# Exercise instructions:
Using the material below, repeat exactly the lines from the one with "Write a component" through the one with "const LABEL = 'shrink-0", ends included, without any images.

# Rows:
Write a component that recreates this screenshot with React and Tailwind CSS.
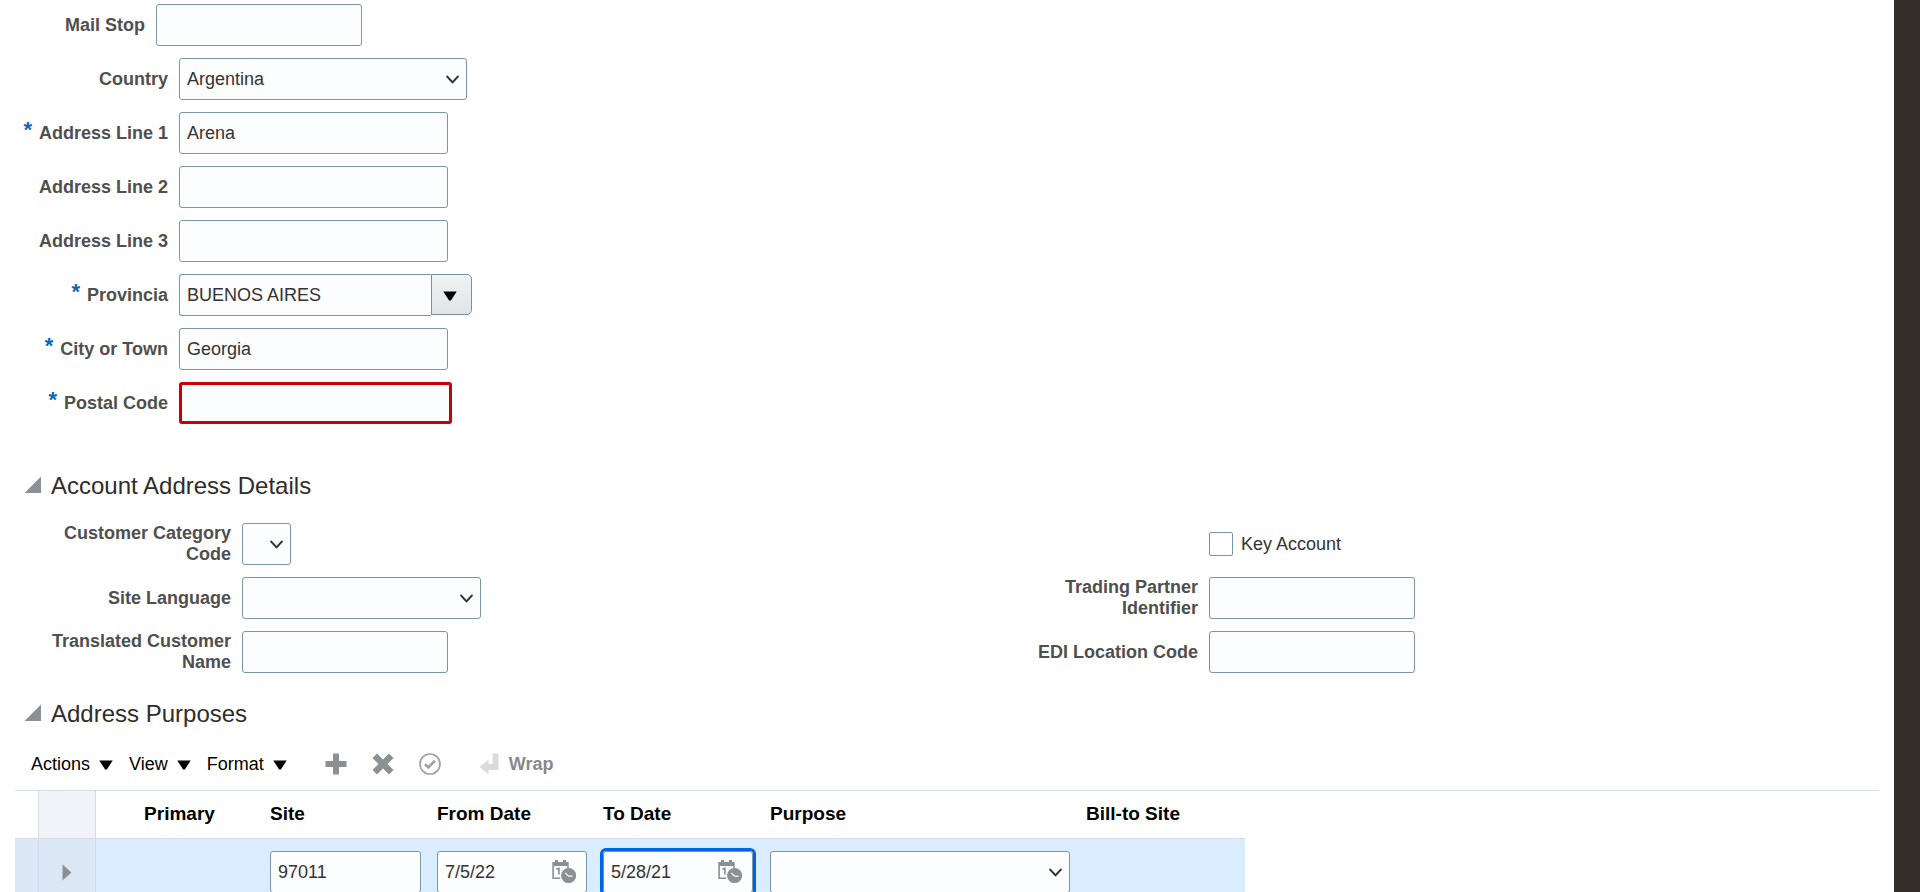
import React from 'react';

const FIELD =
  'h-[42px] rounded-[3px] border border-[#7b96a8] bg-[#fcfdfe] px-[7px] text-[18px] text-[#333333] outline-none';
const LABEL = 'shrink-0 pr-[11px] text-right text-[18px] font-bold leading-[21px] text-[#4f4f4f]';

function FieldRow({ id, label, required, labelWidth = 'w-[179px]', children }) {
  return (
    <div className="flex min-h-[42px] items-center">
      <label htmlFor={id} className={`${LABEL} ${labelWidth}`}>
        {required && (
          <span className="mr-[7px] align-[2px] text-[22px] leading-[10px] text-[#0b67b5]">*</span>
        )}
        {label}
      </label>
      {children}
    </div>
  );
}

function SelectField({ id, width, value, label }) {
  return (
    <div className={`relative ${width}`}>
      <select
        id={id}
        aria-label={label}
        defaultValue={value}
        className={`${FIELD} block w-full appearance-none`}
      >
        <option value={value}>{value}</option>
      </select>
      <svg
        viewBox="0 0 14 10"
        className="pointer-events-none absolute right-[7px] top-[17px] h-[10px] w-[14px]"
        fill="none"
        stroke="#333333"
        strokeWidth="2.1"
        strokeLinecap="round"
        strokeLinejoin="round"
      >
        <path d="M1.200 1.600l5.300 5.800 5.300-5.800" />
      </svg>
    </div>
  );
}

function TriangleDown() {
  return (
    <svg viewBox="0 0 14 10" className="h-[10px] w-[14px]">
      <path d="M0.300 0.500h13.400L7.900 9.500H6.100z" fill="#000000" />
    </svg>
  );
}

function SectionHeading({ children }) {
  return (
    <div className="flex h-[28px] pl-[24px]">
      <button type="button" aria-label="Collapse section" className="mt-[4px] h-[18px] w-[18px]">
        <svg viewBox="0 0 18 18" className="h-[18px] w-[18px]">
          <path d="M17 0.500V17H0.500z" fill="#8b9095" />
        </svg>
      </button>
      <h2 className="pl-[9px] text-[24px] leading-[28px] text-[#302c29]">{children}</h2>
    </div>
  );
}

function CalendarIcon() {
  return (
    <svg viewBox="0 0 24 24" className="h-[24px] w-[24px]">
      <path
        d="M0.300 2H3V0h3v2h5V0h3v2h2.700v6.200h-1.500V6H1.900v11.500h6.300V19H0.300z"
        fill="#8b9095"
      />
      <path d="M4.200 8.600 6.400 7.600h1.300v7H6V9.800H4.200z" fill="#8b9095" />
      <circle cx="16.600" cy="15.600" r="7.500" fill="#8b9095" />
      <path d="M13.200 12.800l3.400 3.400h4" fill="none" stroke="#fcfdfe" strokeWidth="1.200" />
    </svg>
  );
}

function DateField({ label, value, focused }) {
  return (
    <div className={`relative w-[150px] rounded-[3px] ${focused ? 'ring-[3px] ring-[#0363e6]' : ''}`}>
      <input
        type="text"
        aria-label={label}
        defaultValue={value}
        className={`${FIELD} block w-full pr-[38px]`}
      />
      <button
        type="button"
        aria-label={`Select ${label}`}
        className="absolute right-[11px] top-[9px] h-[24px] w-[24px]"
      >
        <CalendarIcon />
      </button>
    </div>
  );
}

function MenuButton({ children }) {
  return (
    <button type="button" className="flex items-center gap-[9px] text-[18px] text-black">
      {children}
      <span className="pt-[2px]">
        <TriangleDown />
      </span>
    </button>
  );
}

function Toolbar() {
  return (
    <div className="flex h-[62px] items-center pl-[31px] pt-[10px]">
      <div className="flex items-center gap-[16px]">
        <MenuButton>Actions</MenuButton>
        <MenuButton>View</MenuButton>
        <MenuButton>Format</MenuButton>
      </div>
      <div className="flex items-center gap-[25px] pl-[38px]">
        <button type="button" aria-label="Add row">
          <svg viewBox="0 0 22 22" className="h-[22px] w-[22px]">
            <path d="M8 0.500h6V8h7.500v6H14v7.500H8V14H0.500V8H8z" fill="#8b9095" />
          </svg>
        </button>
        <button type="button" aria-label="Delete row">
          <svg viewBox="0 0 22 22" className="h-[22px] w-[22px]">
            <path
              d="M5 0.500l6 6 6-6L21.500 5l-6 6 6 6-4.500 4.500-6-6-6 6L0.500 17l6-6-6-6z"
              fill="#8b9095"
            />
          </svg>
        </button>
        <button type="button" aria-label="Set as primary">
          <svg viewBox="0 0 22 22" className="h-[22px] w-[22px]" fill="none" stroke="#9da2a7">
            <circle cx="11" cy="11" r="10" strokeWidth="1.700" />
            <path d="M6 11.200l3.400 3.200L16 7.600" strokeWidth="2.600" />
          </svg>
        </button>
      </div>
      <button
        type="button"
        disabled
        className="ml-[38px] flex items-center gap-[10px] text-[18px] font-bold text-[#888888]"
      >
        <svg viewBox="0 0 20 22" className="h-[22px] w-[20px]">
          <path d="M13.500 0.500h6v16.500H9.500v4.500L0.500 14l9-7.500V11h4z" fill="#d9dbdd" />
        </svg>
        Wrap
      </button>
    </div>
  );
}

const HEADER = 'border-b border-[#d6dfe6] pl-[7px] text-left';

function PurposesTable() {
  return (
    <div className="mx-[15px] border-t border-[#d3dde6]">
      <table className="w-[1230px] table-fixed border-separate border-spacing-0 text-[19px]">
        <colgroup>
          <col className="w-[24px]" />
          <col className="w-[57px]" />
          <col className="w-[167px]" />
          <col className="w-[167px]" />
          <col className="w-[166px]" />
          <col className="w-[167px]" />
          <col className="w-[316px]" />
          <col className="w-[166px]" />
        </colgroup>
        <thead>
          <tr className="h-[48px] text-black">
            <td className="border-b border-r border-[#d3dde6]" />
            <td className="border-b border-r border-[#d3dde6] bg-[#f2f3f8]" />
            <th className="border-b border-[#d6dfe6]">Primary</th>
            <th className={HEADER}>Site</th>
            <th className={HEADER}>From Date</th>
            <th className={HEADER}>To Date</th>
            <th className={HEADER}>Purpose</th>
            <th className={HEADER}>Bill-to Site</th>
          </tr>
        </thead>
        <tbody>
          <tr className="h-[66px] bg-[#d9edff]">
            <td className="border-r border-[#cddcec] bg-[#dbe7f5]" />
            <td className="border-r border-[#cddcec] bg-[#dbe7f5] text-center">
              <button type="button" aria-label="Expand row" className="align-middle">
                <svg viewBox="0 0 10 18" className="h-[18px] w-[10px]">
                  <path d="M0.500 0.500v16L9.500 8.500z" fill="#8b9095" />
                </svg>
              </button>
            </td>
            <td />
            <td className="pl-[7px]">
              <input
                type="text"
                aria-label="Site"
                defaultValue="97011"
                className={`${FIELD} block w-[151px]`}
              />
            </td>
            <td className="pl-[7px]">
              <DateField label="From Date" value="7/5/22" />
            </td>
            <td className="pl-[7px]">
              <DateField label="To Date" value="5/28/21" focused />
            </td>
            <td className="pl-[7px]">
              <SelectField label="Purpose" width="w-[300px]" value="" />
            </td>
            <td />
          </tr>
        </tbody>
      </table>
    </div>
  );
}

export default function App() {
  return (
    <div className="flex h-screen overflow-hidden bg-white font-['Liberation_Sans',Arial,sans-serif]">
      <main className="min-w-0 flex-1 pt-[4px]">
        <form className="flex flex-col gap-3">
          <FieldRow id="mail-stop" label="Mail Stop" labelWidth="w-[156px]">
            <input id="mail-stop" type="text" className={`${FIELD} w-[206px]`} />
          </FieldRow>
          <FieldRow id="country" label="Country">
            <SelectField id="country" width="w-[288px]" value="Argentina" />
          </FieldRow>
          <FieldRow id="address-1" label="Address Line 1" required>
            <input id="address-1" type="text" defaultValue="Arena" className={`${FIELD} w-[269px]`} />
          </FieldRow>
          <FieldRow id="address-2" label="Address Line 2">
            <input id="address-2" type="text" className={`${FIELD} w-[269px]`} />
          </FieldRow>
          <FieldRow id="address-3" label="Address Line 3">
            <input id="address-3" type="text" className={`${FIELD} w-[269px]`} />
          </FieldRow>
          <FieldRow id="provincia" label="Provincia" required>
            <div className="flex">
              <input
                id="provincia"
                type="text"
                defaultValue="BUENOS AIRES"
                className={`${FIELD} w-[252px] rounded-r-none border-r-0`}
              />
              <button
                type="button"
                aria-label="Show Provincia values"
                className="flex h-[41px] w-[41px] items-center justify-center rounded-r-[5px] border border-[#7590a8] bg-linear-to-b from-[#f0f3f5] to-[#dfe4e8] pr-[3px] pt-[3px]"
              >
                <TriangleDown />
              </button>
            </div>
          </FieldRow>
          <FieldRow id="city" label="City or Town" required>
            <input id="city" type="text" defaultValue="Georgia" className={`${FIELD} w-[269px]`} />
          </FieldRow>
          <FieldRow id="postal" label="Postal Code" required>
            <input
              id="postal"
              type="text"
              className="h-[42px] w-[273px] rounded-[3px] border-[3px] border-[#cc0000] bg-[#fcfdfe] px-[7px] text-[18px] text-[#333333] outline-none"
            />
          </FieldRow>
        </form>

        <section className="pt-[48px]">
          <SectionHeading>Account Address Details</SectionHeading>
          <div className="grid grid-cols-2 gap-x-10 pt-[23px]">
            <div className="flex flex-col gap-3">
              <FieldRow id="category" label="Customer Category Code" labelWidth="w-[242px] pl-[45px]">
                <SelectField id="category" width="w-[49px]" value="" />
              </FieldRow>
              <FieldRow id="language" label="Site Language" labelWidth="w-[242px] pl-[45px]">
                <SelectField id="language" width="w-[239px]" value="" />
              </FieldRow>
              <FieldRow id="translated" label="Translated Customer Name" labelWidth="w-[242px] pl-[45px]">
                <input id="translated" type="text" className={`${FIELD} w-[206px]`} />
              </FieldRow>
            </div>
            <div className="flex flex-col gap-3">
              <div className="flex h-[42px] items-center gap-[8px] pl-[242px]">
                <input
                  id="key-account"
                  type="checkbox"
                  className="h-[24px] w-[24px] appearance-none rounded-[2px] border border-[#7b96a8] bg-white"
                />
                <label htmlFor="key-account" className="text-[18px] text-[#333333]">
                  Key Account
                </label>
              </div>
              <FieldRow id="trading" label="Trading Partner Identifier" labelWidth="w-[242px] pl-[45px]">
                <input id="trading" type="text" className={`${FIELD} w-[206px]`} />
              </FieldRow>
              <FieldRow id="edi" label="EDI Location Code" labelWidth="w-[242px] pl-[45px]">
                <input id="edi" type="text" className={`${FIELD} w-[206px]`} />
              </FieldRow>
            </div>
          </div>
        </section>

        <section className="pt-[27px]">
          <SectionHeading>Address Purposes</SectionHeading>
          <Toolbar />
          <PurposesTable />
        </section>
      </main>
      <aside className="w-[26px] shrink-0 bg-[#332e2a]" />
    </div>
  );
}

* * *

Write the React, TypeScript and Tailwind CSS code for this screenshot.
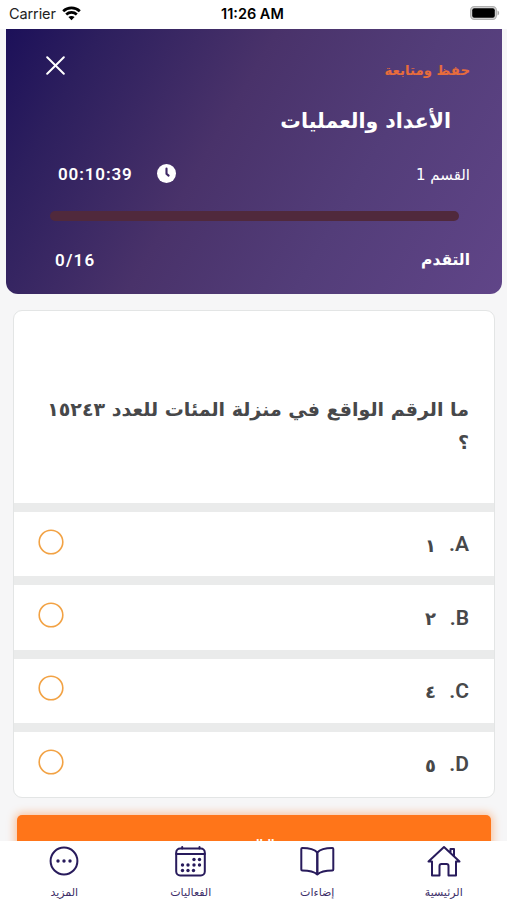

==

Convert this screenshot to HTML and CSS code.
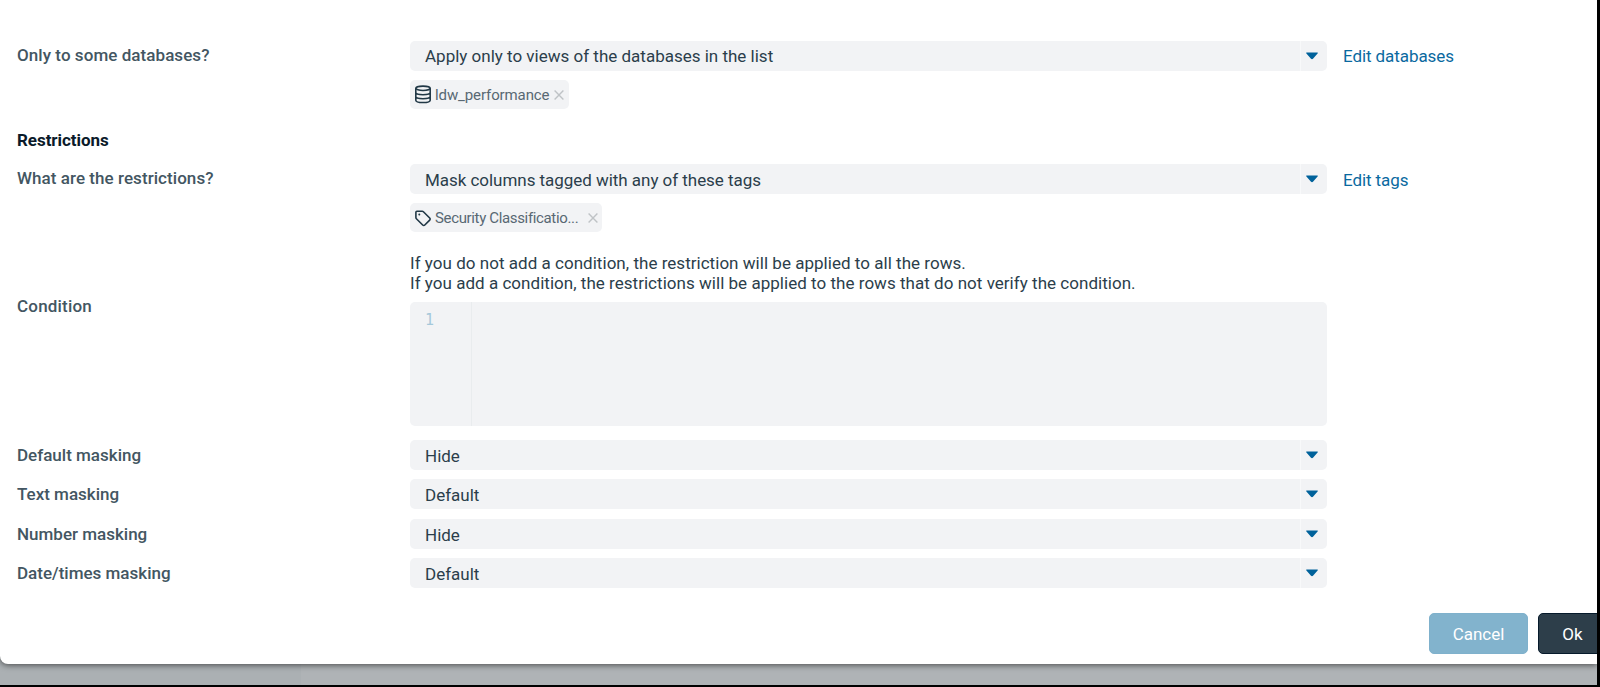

# Response for this exercise:
Write a component that recreates this screenshot with React and Tailwind CSS.
import React from 'react';

const FIELD =
  'h-[42px] rounded-[3px] border border-[#7b96a8] bg-[#fcfdfe] px-[7px] text-[18px] text-[#333333] outline-none';
const LABEL = 'shrink-0 pr-[11px] text-right text-[18px] font-bold leading-[21px] text-[#4f4f4f]';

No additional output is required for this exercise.